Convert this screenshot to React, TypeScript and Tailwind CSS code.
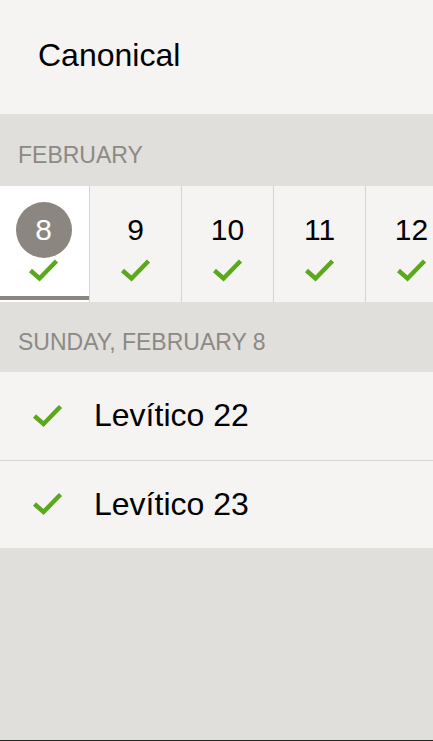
import React from 'react';

const days = [8, 9, 10, 11, 12];
const readings = ['Levítico 22', 'Levítico 23'];

function Check({ className }: { className?: string }) {
  return (
    <svg viewBox="0 0 31 24" className={className} fill="none">
      <polyline
        points="2.5,12.5 11.5,20.5 28.5,3"
        stroke="#5aa81c"
        strokeWidth={4.5}
        strokeLinejoin="miter"
        strokeLinecap="butt"
      />
    </svg>
  );
}

export default function App() {
  const selected = 8;

  return (
    <div
      className="flex h-[741px] w-full flex-col overflow-hidden border-b border-[#222] bg-[#e0dfdb]"
      style={{ fontFamily: '"Liberation Sans", Arial, sans-serif' }}
    >
      {/* Title bar */}
      <div className="h-[114px] shrink-0 bg-[#f5f4f2] pl-[38px] pt-[39px]">
        <h1 className="text-[32px] leading-[32px] text-black">Canonical</h1>
      </div>

      {/* Month heading */}
      <div className="h-[72px] shrink-0 pl-[18px] pt-[30px]">
        <p className="text-[23px] leading-[23px] text-[#8d8984]">FEBRUARY</p>
      </div>

      {/* Day strip */}
      <div className="flex h-[116px] shrink-0 overflow-hidden bg-[#f5f4f2]">
        <div className="-ml-[2px] flex">
          {days.map((day) => {
            const active = day === selected;
            return (
              <div
                key={day}
                className={`flex w-[92px] shrink-0 flex-col items-center border-r border-[#d6d4d0] pt-[16px] ${
                  active ? 'bg-white' : 'bg-[#f5f4f2]'
                }`}
              >
                <div
                  className={`flex h-[56px] items-center justify-center text-[30px] leading-none ${
                    active ? 'w-[56px] rounded-full bg-[#8b8680] text-white' : 'text-black'
                  }`}
                >
                  {day}
                </div>
                <Check className="h-[24px] w-[31px]" />
                <div className="mt-auto mb-[2px] h-[4px] w-full">
                  {active && <div className="ml-[2px] h-full bg-[#8b8680]" />}
                </div>
              </div>
            );
          })}
        </div>
      </div>

      {/* Day heading */}
      <div className="h-[70px] shrink-0 pl-[18px] pt-[29px]">
        <p className="text-[23px] leading-[23px] text-[#8d8984]">SUNDAY, FEBRUARY 8</p>
      </div>

      {/* Readings */}
      <ul className="shrink-0 bg-[#f5f4f2]">
        {readings.map((reading, i) => (
          <li
            key={reading}
            className={`flex items-center pb-[2px] ${
              i < readings.length - 1 ? 'h-[89px] border-b border-[#d6d4d0]' : 'h-[87px]'
            }`}
          >
            <Check className="ml-[32px] h-[25px] w-[31px]" />
            <span className="ml-[31px] text-[32px] leading-[32px] text-black">{reading}</span>
          </li>
        ))}
      </ul>
    </div>
  );
}
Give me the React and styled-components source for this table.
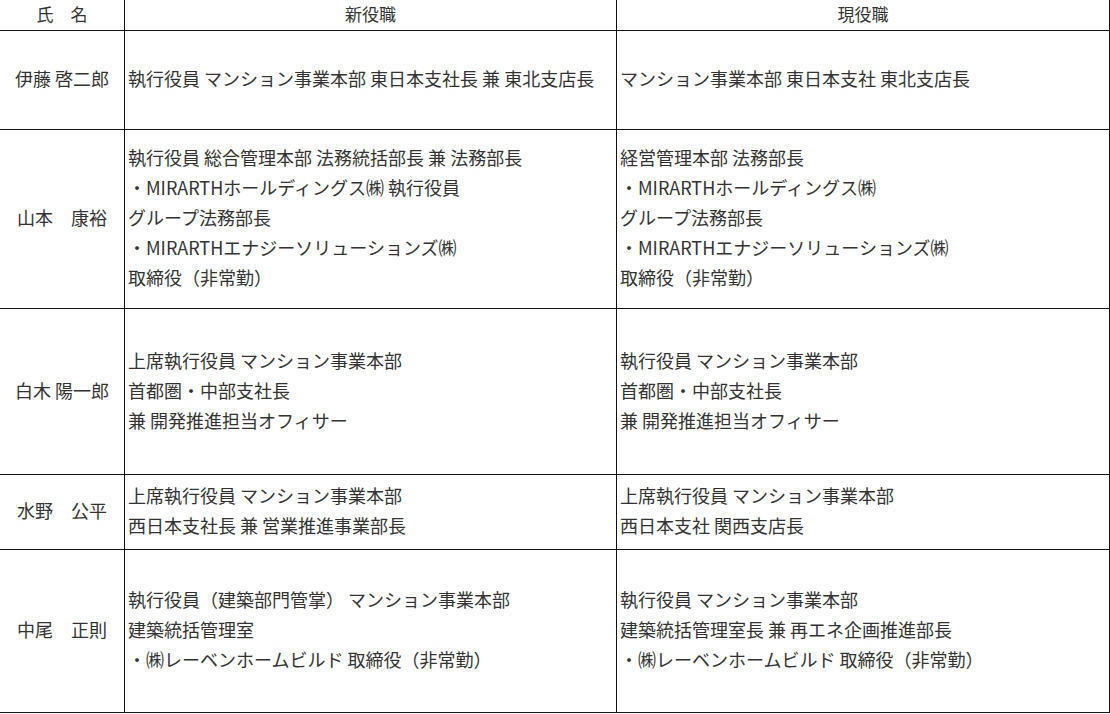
import React from "react";
import styled, { createGlobalStyle } from "styled-components";

const GlobalStyle = createGlobalStyle`
  html, body {
    margin: 0;
    padding: 0;
    background: #fff;
  }
  body {
    font-family: "Noto Sans CJK JP", "Noto Sans", sans-serif;
    color: #333;
  }
`;

const Grid = styled.div`
  display: grid;
  grid-template-columns: 125px 492px 493px;
  grid-template-rows: 31px 99px 179px 166px 75px 163px;
  width: 1110px;
`;

const Cell = styled.div`
  box-sizing: border-box;
  border-right: 1px solid #111;
  border-bottom: 1px solid #111;
  display: flex;
  flex-direction: column;
  justify-content: center;
  align-items: ${(p) => (p.$center ? "center" : "flex-start")};
  padding: 0 0 4px ${(p) => (p.$center ? "0" : "3px")};
  font-size: 18px;
  line-height: 30px;
  white-space: pre;
`;

const HeadCell = styled(Cell)`
  font-size: 17px;
  padding-bottom: 2px;
`;

const Line = styled.span`
  display: block;
`;

const rows = [
  {
    name: "伊藤 啓二郎",
    next: ["執行役員 マンション事業本部 東日本支社長 兼 東北支店長"],
    current: ["マンション事業本部 東日本支社 東北支店長"],
  },
  {
    name: "山本　康裕",
    next: [
      "執行役員 総合管理本部 法務統括部長 兼 法務部長",
      "・MIRARTHホールディングス㈱ 執行役員",
      "グループ法務部長",
      "・MIRARTHエナジーソリューションズ㈱",
      "取締役（非常勤）",
    ],
    current: [
      "経営管理本部 法務部長",
      "・MIRARTHホールディングス㈱",
      "グループ法務部長",
      "・MIRARTHエナジーソリューションズ㈱",
      "取締役（非常勤）",
    ],
  },
  {
    name: "白木 陽一郎",
    next: [
      "上席執行役員 マンション事業本部",
      "首都圏・中部支社長",
      "兼 開発推進担当オフィサー",
    ],
    current: [
      "執行役員 マンション事業本部",
      "首都圏・中部支社長",
      "兼 開発推進担当オフィサー",
    ],
  },
  {
    name: "水野　公平",
    next: ["上席執行役員 マンション事業本部", "西日本支社長 兼 営業推進事業部長"],
    current: ["上席執行役員 マンション事業本部", "西日本支社 関西支店長"],
  },
  {
    name: "中尾　正則",
    next: [
      "執行役員（建築部門管掌） マンション事業本部",
      "建築統括管理室",
      "・㈱レーベンホームビルド 取締役（非常勤）",
    ],
    current: [
      "執行役員 マンション事業本部",
      "建築統括管理室長 兼 再エネ企画推進部長",
      "・㈱レーベンホームビルド 取締役（非常勤）",
    ],
  },
];

const Lines = ({ items }) => items.map((t, i) => <Line key={i}>{t}</Line>);

export default function App() {
  return (
    <>
      <GlobalStyle />
      <Grid>
        <HeadCell $center>氏　名</HeadCell>
        <HeadCell $center>新役職</HeadCell>
        <HeadCell $center>現役職</HeadCell>
        {rows.map((r) => (
          <React.Fragment key={r.name}>
            <Cell $center>{r.name}</Cell>
            <Cell>
              <Lines items={r.next} />
            </Cell>
            <Cell>
              <Lines items={r.current} />
            </Cell>
          </React.Fragment>
        ))}
      </Grid>
    </>
  );
}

-- -- --

» **The problem**
Go over the data above and copy every line that has the word "components" in it.

» **Result below**
Give me the React and styled-components source for this table.
import styled, { createGlobalStyle } from "styled-components";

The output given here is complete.